Archers qualify for Buckmasters

Published 12:00 am Wednesday, July 16, 2003

Forty-two of the world's top archers competed in the Buckmasters Top Bow Indoor Regional Qualified this past weekend at the Alabama Deer Hunter Expo held in the Birmingham-Jefferson Civic Center in Birmingham.

Archers aimed for the bulls-eye in hopes of scoring high enough to advance to the Buckmasters Top Bow Indoor World Championships in mid-August. The Buckmasters Top Bow Indoor World Championships will be held at the annual Buckmasters Expo in Montgomery beginning August 16.

Lynn Wayne Morrison, 44, claimed the Buckmasters Top Bow Indoor regional title in Birmingham, Sunday.

In doing so, the 20-year employee of the Tuscaloosa traffic engineering department leads 15 of the 42 archers in that competition to the world championship in Montgomery.

There they will join 16 other archers, who qualified in Columbia, S.C., in March, to compete for the world title.

Four archers from the Covington County area competed in the regional qualifier.

Richard Hammett of Dozier earned a top-five finish. Hammett finished fifth overall at the qualifier with a cumulative score of 829.

David Pearce of Opp finished 10th with a cumulative score of 584.

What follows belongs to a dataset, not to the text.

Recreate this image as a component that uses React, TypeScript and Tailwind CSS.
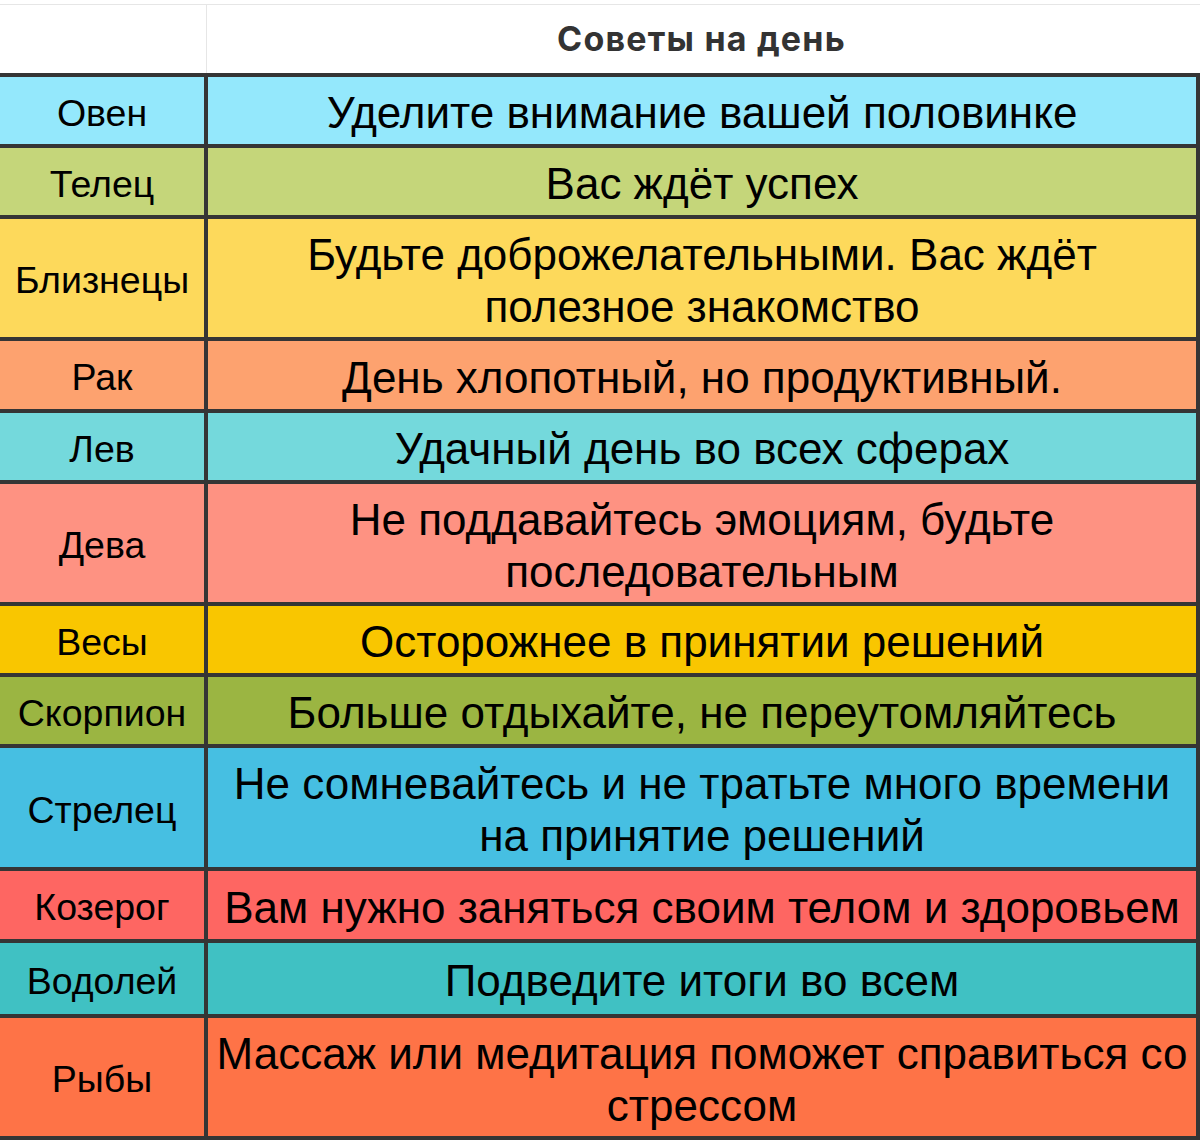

Andalusia's Robert Barton finished 15th at the qualifier with a cumulative score of 493.

Dennis McDaniel of Opp had a cumulative score of 301 to finish 28th overall at the qualifying event in Birmingham.

Hammett, Barton and McDaniel all qualified for the Buckmasters Top Bow Indoor World Championships in mid-August.

The unique 3-D computerized target shoot provided archers with simulated hunting conditions, including life-size deer replicas that move at speeds similar to real deer. Other targets pop up behind shrubs or other woodland structures at varying times and distances to replicate how animals move in the woods. The competition stresses skill, ethical hunting and safety.

The semi-final and final rounds of the regional qualifier were the most exciting part of the competition, which was emceed by Buckmasters founder and CEO Jackie Bushman.

Morrison finished with a cumulative score of 1,227 out of a possible 1,451.

The Buckmasters competition is said to be the

most difficult competition because the targets, life-size deer molds, are programmed to pop up from behind shrubs, "walk" from behind trees, or appear in no-shoot situations.

"I designed the competition to test not only archery skill, but hunting skills and ethics -

and nerves," says Buckmasters founder Jackie Bushman, who was on-hand to emcee the finals.

"Most of it's a mental game," said Morrison, who has been shooting this competition for eight years. "You have to think quick and make quick judgments.

"Winning," he said, "took a lot of weight off my shoulders. Off my emotions."

He headed home after the competition to "rest and let this sink in."

Morrison practices every day.

"I'm no different than anybody else," he said. "I just work at it."